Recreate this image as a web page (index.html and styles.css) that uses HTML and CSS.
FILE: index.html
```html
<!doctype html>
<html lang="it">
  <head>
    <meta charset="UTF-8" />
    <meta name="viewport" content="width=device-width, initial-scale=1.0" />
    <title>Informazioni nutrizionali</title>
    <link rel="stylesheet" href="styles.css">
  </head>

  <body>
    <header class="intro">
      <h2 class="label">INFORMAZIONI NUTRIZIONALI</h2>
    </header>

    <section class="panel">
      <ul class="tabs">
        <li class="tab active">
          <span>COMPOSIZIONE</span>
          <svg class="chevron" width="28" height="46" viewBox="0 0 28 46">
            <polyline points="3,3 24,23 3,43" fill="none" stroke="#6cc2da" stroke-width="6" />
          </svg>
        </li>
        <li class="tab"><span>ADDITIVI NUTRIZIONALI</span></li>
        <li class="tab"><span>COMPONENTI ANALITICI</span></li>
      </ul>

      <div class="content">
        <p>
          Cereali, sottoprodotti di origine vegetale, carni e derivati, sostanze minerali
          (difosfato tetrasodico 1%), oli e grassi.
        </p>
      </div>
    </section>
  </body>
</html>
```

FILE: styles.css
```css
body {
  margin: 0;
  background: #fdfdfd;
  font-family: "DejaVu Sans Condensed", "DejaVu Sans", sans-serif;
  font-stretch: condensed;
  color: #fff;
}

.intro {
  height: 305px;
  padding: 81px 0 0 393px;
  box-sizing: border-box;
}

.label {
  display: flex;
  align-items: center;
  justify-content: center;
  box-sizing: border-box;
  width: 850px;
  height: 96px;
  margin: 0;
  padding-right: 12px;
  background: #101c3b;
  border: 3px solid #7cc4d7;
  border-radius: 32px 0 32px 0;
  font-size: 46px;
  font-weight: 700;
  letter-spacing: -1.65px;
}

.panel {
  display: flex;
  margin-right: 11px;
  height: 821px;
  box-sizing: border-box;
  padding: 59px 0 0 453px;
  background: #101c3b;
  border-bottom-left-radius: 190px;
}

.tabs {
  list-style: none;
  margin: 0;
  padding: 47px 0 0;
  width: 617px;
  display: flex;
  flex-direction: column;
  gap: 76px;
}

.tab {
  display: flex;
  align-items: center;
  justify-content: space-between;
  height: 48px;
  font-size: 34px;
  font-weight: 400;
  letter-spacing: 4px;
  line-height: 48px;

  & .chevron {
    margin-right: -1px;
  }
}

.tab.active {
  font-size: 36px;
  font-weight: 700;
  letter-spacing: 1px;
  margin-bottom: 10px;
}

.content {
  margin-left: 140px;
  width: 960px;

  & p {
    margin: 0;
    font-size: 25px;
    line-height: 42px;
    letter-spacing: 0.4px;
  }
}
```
^^^^^^^^^^^^^^^^
> _OBJECTIVE_
Lines containing the word "styles" are to be counted in the listing; state their number alone.

> _TASK SOLUTION_
3